WRITTEN PROBLEM: The lines to extract run from the first line of the material below to the line containing "L15 14 L2.5", both included; leave the pictures behind.

***** SOURCE DATA *****

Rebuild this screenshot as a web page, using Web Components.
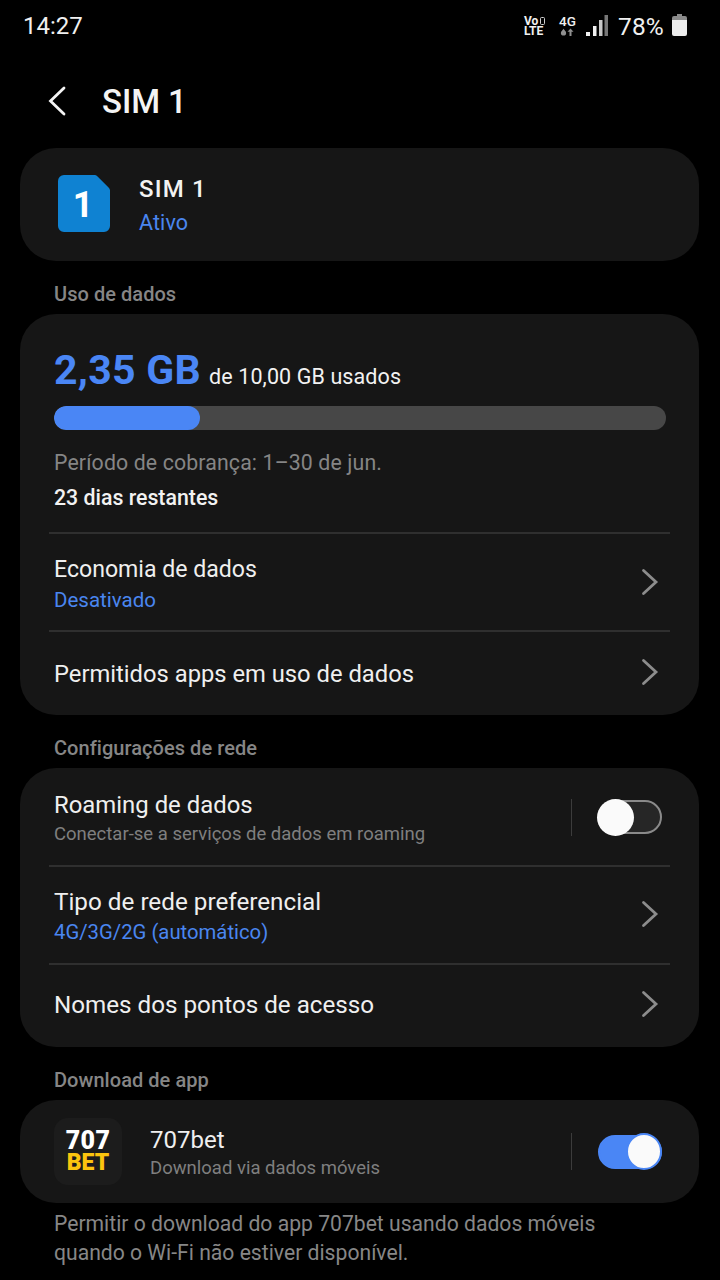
<!DOCTYPE html>
<html lang="pt"><head><meta charset="utf-8"><title>SIM 1</title>
<style>
html,body{margin:0;background:#000;}
body{font-family:Roboto,"Liberation Sans",sans-serif;color:#f2f2f2;width:720px;height:1280px;overflow:hidden;}
</style></head><body>
<phone-status></phone-status>
<page-header>SIM 1</page-header>
<main-list>
  <info-card style="height:113px">
    <sim-summary></sim-summary>
  </info-card>
  <section-label>Uso de dados</section-label>
  <info-card>
    <usage-panel></usage-panel>
    <list-row h="98" mt="4" sm="2" fs="23.1" cm="0" title="Economia de dados" sub="Desativado" blue arrow divider></list-row>
    <list-row h="84" mt="2" fs="23.75" cm="-2" title="Permitidos apps em uso de dados" arrow divider></list-row>
  </info-card>
  <section-label>Configurações de rede</section-label>
  <info-card>
    <list-row h="98" mt="3" sm="1" fs="23.9" title="Roaming de dados" sub="Conectar-se a serviços de dados em roaming" toggle="off"></list-row>
    <list-row h="98" mt="2" fs="24.25" cm="-2" ss="20.3" title="Tipo de rede preferencial" sub="4G/3G/2G (automático)" blue arrow divider></list-row>
    <list-row h="83" mt="-2" fs="24.2" cm="-3" title="Nomes dos pontos de acesso" arrow divider></list-row>
  </info-card>
  <section-label>Download de app</section-label>
  <info-card>
    <app-row></app-row>
  </info-card>
  <foot-note>Permitir o download do app 707bet usando dados móveis quando o Wi-Fi não estiver disponível.</foot-note>
</main-list>
<script>
function def(name, html){
  customElements.define(name, class extends HTMLElement{
    connectedCallback(){
      if(this.shadowRoot) return;
      const r=this.attachShadow({mode:'open'});
      r.innerHTML = typeof html==='function' ? html(this) : html;
    }
  });
}
const chev = `<svg width="18" height="28" viewBox="0 0 18 28" fill="none" style="display:block"><path d="M2.5 2.5 L15 14 L2.5 25.5" stroke="#8c8c8c" stroke-width="2.8" stroke-linecap="round"/></svg>`;

def('phone-status',`<style>
:host{display:flex;align-items:center;height:50px;padding:0 33px 0 23px;justify-content:space-between;color:#f0f0f0;box-sizing:border-box}
.t{font-size:24px;line-height:50px;margin-top:2px}
.r{display:flex;align-items:center;height:50px}
.stack{display:flex;flex-direction:column;align-items:flex-start;font-weight:700;line-height:10.500px}
.volte{position:relative;width:22px;font-size:12px;font-weight:700;line-height:10.500px;margin-top:2px;white-space:pre-line}
.pct{font-size:24.500px;margin:3px 0 0 9px;letter-spacing:.2px}
svg{display:block}
.cell{position:absolute;left:16px;top:1px;width:5px;height:8px;border:1px solid #d0d0d0;border-radius:1.500px;box-sizing:border-box}
</style>
<span class="t">14:27</span>
<div class="r">
 <div class="volte">Vo
LTE<span class="cell"></span></div>
 <div class="stack" style="width:19px;margin-left:12px;font-size:13.500px;font-weight:500;line-height:12px;align-items:center;margin-top:1px"><span>4G</span>
  <svg width="14" height="8" viewBox="0 0 14 8" fill="#8f8f8f" style="margin-top:1px"><circle cx="3.500" cy="5" r="2.600"/><path d="M3.500 .8 L5.500 3.500 H1.500Z"/><path d="M10.500 .5 L13.500 3.800 H11.500V8 H9.500V3.800 H7.500Z"/></svg></div>
 <svg style="margin-left:8px" width="24" height="24" viewBox="0 0 24 24"><path fill="#f0f0f0" d="M1 19h4v4H1zM8 13h3.500v10H8z"/><path fill="#c8c8c8" d="M14 7h3.500v16H14z"/><path fill="#777" d="M19.500 2h3.500v21h-3.500z"/></svg>
 <span class="pct">78%</span>
 <svg style="margin-left:8px" width="15" height="22" viewBox="0 0 15 22"><path fill="#8a8a8a" d="M5 0h5v2h3a2 2 0 0 1 2 2v3H0V4a2 2 0 0 1 2-2h3z"/><path fill="#ececec" d="M0 6h15v14a2 2 0 0 1-2 2H2a2 2 0 0 1-2-2z"/></svg>
</div>`);

def('page-header',`<style>
:host{display:flex;align-items:center;height:98px;box-sizing:border-box;padding:4px 0 0 48px;font-size:33px;font-weight:500;color:#f4f4f4;letter-spacing:-.1px}
svg{margin-right:36px;display:block}
</style><svg width="18" height="30" viewBox="0 0 18 30" fill="none"><path d="M16 2 L2.500 15 L16 28" stroke="#f4f4f4" stroke-width="2.800" stroke-linecap="round"/></svg><slot></slot>`);

def('main-list',`<style>:host{display:flex;flex-direction:column;padding:0 21px 0 20px}</style><slot></slot>`);
def('info-card',`<style>:host{display:flex;flex-direction:column;background:#161616;border-radius:36px;box-sizing:border-box;overflow:hidden}</style><slot></slot>`);
def('section-label',`<style>:host{display:block;height:53px;box-sizing:border-box;padding:22px 0 0 34px;font-size:20px;line-height:22px;font-weight:500;color:#868686;letter-spacing:.05px}</style><slot></slot>`);

def('sim-summary',`<style>
:host{display:flex;align-items:center;height:100%;padding:0 0 0 38px;box-sizing:border-box}
svg{display:block;margin:-2px 29px 0 0}
.a{font-size:24px;line-height:32px;font-weight:500;color:#f2f2f2;letter-spacing:1.200px}
.b{font-size:21.500px;line-height:28px;color:#4a86f0;margin-top:4px;letter-spacing:.1px}
.w{margin-top:1px}
text{font-family:Roboto,sans-serif}
</style>
<svg width="52" height="57" viewBox="0 0 52 57"><path fill="#0f82d2" d="M6 0H36.500a4 4 0 0 1 2.800 1.200L50.800 12.700a4 4 0 0 1 1.200 2.800V51a6 6 0 0 1-6 6H6a6 6 0 0 1-6-6V6a6 6 0 0 1 6-6z"/><text x="25" y="42" text-anchor="middle" font-size="36" font-weight="700" fill="#fff">1</text></svg>
<div class="w"><div class="a">SIM 1</div><div class="b">Ativo</div></div>`);

def('usage-panel',`<style>
:host{display:block;height:219px;box-sizing:border-box;padding:32px 33px 0 34px}
.top{display:flex;align-items:baseline;height:48px;line-height:48px}
.big{font-size:41px;font-weight:700;color:#4a86f5;letter-spacing:.3px}
.of{font-size:21.500px;margin-left:8px;color:#f2f2f2;font-weight:400;letter-spacing:.1px}
.bar{height:24px;border-radius:12px;background:#474747;margin-top:12px;overflow:hidden}
.fill{height:100%;width:146px;border-radius:12px;background:#4a86f5}
.p{font-size:21.300px;line-height:28px;color:#858585;margin-top:19px;letter-spacing:.13px}
.d{font-size:21.300px;line-height:28px;font-weight:500;color:#f2f2f2;margin-top:7px}
</style>
<div class="top"><span class="big">2,35 GB</span><span class="of">de 10,00 GB usados</span></div>
<div class="bar"><div class="fill"></div></div>
<div class="p">Período de cobrança: 1–30 de jun.</div>
<div class="d">23 dias restantes</div>`);

const toggle = on => `<div class="sep"></div><div class="sw ${on?'on':''}"><div class="k"></div></div>`;
const swCss = `.sep{width:1px;height:37px;background:#3c3c3c;margin-right:26px}
.sw{width:64px;height:34px;box-sizing:border-box;border-radius:17px;border:2px solid #8a8a8a;background:#262626;position:relative;flex:none}
.sw.on{background:#4a86f5;border-color:#4a86f5}
.k{position:absolute;width:37px;height:37px;border-radius:50%;background:#fafafa;top:-3.500px;left:-3px}
.sw.on .k{left:26px;width:32px;height:33px;top:-3.500px;border:2px solid #4a86f5;box-sizing:content-box}`;

def('list-row', el => {
  const a=n=>el.getAttribute(n);
  const sub=a('sub'), blue=el.hasAttribute('blue'), tg=a('toggle');
  return `<style>
:host{display:flex;align-items:center;position:relative;box-sizing:border-box;height:${a('h')}px;padding:0 37px 0 34px}
.div{position:absolute;left:29px;right:29px;top:-1px;height:2px;background:#2f2f2f}
.txt{flex:1;min-width:0;margin-top:${a('mt')||0}px}
.t{font-size:${a('fs')||24}px;line-height:30px;color:#efefef}
.s{font-size:${a('ss')||(blue?'20.5':'18.5')}px;line-height:26px;margin-top:${a('sm')||2}px;color:${blue?'#4a86f0':'#7f7f7f'}}
.chev{display:block;margin:${a('cm')||0}px 3px 0 0}
${swCss}
</style>
${el.hasAttribute('divider')?'<div class="div"></div>':''}
<div class="txt"><div class="t">${a('title')}</div>${sub?`<div class="s">${sub}</div>`:''}</div>
${el.hasAttribute('arrow')?`<span class="chev">${chev}</span>`:''}
${tg?toggle(tg==='on'):''}`;
});

def('app-row',`<style>
:host{display:flex;align-items:center;height:103px;box-sizing:border-box;padding:0 37px 0 34px}
.ic{width:68px;height:67px;border-radius:14px;background:#1c1c1c;display:flex;align-items:center;justify-content:center;margin-right:28px}
.logo{font-family:Roboto,sans-serif;font-weight:900;font-size:23px;line-height:21.500px;color:#fcc40e;text-align:center;white-space:pre-line}
.logo::first-line{font-size:25px;color:#fff;letter-spacing:.4px}
.txt{flex:1;margin-top:4px}
.t{font-size:24px;line-height:30px;color:#efefef;margin-top:-2px}
.s{font-size:18.500px;line-height:26px;margin-top:0;color:#7f7f7f}
${swCss}
</style>
<div class="ic"><div class="logo">707
BET</div></div>
<div class="txt"><div class="t">707bet</div><div class="s">Download via dados móveis</div></div>
${toggle(true)}`);

def('foot-note',`<style>:host{display:block;padding:6px 60px 0 34px;font-size:21.150px;line-height:29px;color:#878787}</style><slot></slot>`);
</script>
</body></html>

*****

OUTPUT OF THE TASK:
Rebuild this screenshot as a web page, using Web Components.
<!DOCTYPE html>
<html lang="pt"><head><meta charset="utf-8"><title>SIM 1</title>
<style>
html,body{margin:0;background:#000;}
body{font-family:Roboto,"Liberation Sans",sans-serif;color:#f2f2f2;width:720px;height:1280px;overflow:hidden;}
</style></head><body>
<phone-status></phone-status>
<page-header>SIM 1</page-header>
<main-list>
  <info-card style="height:113px">
    <sim-summary></sim-summary>
  </info-card>
  <section-label>Uso de dados</section-label>
  <info-card>
    <usage-panel></usage-panel>
    <list-row h="98" mt="4" sm="2" fs="23.1" cm="0" title="Economia de dados" sub="Desativado" blue arrow divider></list-row>
    <list-row h="84" mt="2" fs="23.75" cm="-2" title="Permitidos apps em uso de dados" arrow divider></list-row>
  </info-card>
  <section-label>Configurações de rede</section-label>
  <info-card>
    <list-row h="98" mt="3" sm="1" fs="23.9" title="Roaming de dados" sub="Conectar-se a serviços de dados em roaming" toggle="off"></list-row>
    <list-row h="98" mt="2" fs="24.25" cm="-2" ss="20.3" title="Tipo de rede preferencial" sub="4G/3G/2G (automático)" blue arrow divider></list-row>
    <list-row h="83" mt="-2" fs="24.2" cm="-3" title="Nomes dos pontos de acesso" arrow divider></list-row>
  </info-card>
  <section-label>Download de app</section-label>
  <info-card>
    <app-row></app-row>
  </info-card>
  <foot-note>Permitir o download do app 707bet usando dados móveis quando o Wi-Fi não estiver disponível.</foot-note>
</main-list>
<script>
function def(name, html){
  customElements.define(name, class extends HTMLElement{
    connectedCallback(){
      if(this.shadowRoot) return;
      const r=this.attachShadow({mode:'open'});
      r.innerHTML = typeof html==='function' ? html(this) : html;
    }
  });
}
const chev = `<svg width="18" height="28" viewBox="0 0 18 28" fill="none" style="display:block"><path d="M2.5 2.5 L15 14 L2.5 25.5" stroke="#8c8c8c" stroke-width="2.8" stroke-linecap="round"/></svg>`;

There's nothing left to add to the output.